** BEGIN **

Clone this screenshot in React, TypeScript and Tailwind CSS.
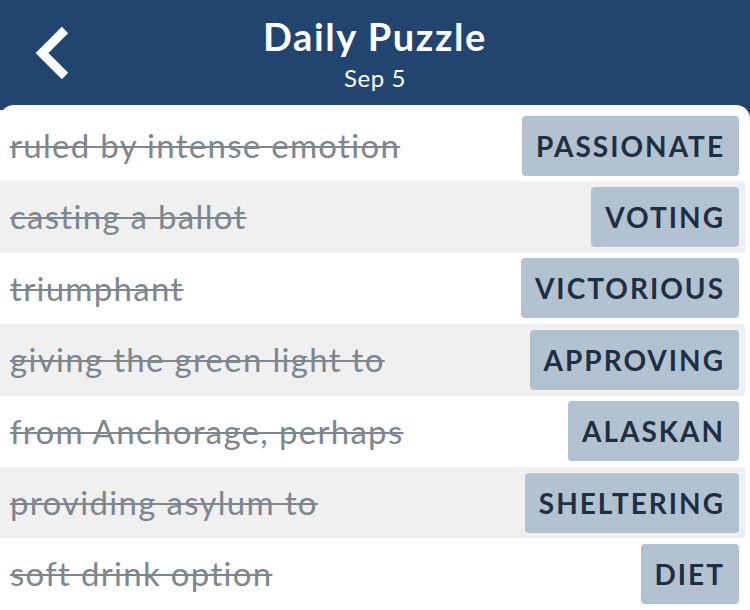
import React from 'react';

interface Clue {
  clue: string;
  answer: string;
}

const clues: Clue[] = [
  { clue: 'ruled by intense emotion', answer: 'PASSIONATE' },
  { clue: 'casting a ballot', answer: 'VOTING' },
  { clue: 'triumphant', answer: 'VICTORIOUS' },
  { clue: 'giving the green light to', answer: 'APPROVING' },
  { clue: 'from Anchorage, perhaps', answer: 'ALASKAN' },
  { clue: 'providing asylum to', answer: 'SHELTERING' },
  { clue: 'soft drink option', answer: 'DIET' },
];

const App = () => {
  return (
    <div className="w-[750px] h-[610px] overflow-hidden bg-[#21456f] font-['Lato',sans-serif]">
      {/* Header */}
      <div className="relative h-[105px] flex flex-col items-center text-white">
        <button className="absolute left-[30px] top-[24px] w-[46px] h-[58px] flex items-center justify-center">
          <svg width="40" height="56" viewBox="0 0 40 56" fill="none">
            <path d="M32 5 L9 28 L32 51" stroke="white" strokeWidth="9" strokeLinecap="butt" strokeLinejoin="miter" />
          </svg>
        </button>
        <h1 className="mt-[13px] text-[38px] leading-[46px] font-bold tracking-[1.6px]">Daily Puzzle</h1>
        <div className="text-[24px] leading-[28px] mt-[5px] tracking-[0.6px]">Sep 5</div>
      </div>

      {/* List */}
      <div className="bg-white rounded-t-[14px] h-[505px] pt-[5px] pr-[5px]">
        {clues.map((c, i) => (
          <div
            key={c.answer}
            className={`h-[71.4px] flex items-center justify-between pl-[10px] pr-[6px] ${
              i % 2 === 1 ? 'bg-[#f0f0f0]' : 'bg-white'
            }`}
          >
            <span className="text-[33px] tracking-[1.3px] text-[#7e868f] line-through decoration-[2px] whitespace-nowrap">
              {c.clue}
            </span>
            <div className="h-[60px] px-[14px] flex items-center rounded-[4px] bg-[#b3c2d0] text-[#1e2f44] text-[28px] font-bold tracking-[2px]">
              {c.answer}
            </div>
          </div>
        ))}
      </div>
    </div>
  );
};

export default App;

** END **

Set task: Reproduce the data word for word, excluding its pictures.

Output for this task:
Clone this screenshot in React, TypeScript and Tailwind CSS.
import React from 'react';

interface Clue {
  clue: string;
  answer: string;
}

const clues: Clue[] = [
  { clue: 'ruled by intense emotion', answer: 'PASSIONATE' },
  { clue: 'casting a ballot', answer: 'VOTING' },
  { clue: 'triumphant', answer: 'VICTORIOUS' },
  { clue: 'giving the green light to', answer: 'APPROVING' },
  { clue: 'from Anchorage, perhaps', answer: 'ALASKAN' },
  { clue: 'providing asylum to', answer: 'SHELTERING' },
  { clue: 'soft drink option', answer: 'DIET' },
];

const App = () => {
  return (
    <div className="w-[750px] h-[610px] overflow-hidden bg-[#21456f] font-['Lato',sans-serif]">
      {/* Header */}
      <div className="relative h-[105px] flex flex-col items-center text-white">
        <button className="absolute left-[30px] top-[24px] w-[46px] h-[58px] flex items-center justify-center">
          <svg width="40" height="56" viewBox="0 0 40 56" fill="none">
            <path d="M32 5 L9 28 L32 51" stroke="white" strokeWidth="9" strokeLinecap="butt" strokeLinejoin="miter" />
          </svg>
        </button>
        <h1 className="mt-[13px] text-[38px] leading-[46px] font-bold tracking-[1.6px]">Daily Puzzle</h1>
        <div className="text-[24px] leading-[28px] mt-[5px] tracking-[0.6px]">Sep 5</div>
      </div>

      {/* List */}
      <div className="bg-white rounded-t-[14px] h-[505px] pt-[5px] pr-[5px]">
        {clues.map((c, i) => (
          <div
            key={c.answer}
            className={`h-[71.4px] flex items-center justify-between pl-[10px] pr-[6px] ${
              i % 2 === 1 ? 'bg-[#f0f0f0]' : 'bg-white'
            }`}
          >
            <span className="text-[33px] tracking-[1.3px] text-[#7e868f] line-through decoration-[2px] whitespace-nowrap">
              {c.clue}
            </span>
            <div className="h-[60px] px-[14px] flex items-center rounded-[4px] bg-[#b3c2d0] text-[#1e2f44] text-[28px] font-bold tracking-[2px]">
              {c.answer}
            </div>
          </div>
        ))}
      </div>
    </div>
  );
};

export default App;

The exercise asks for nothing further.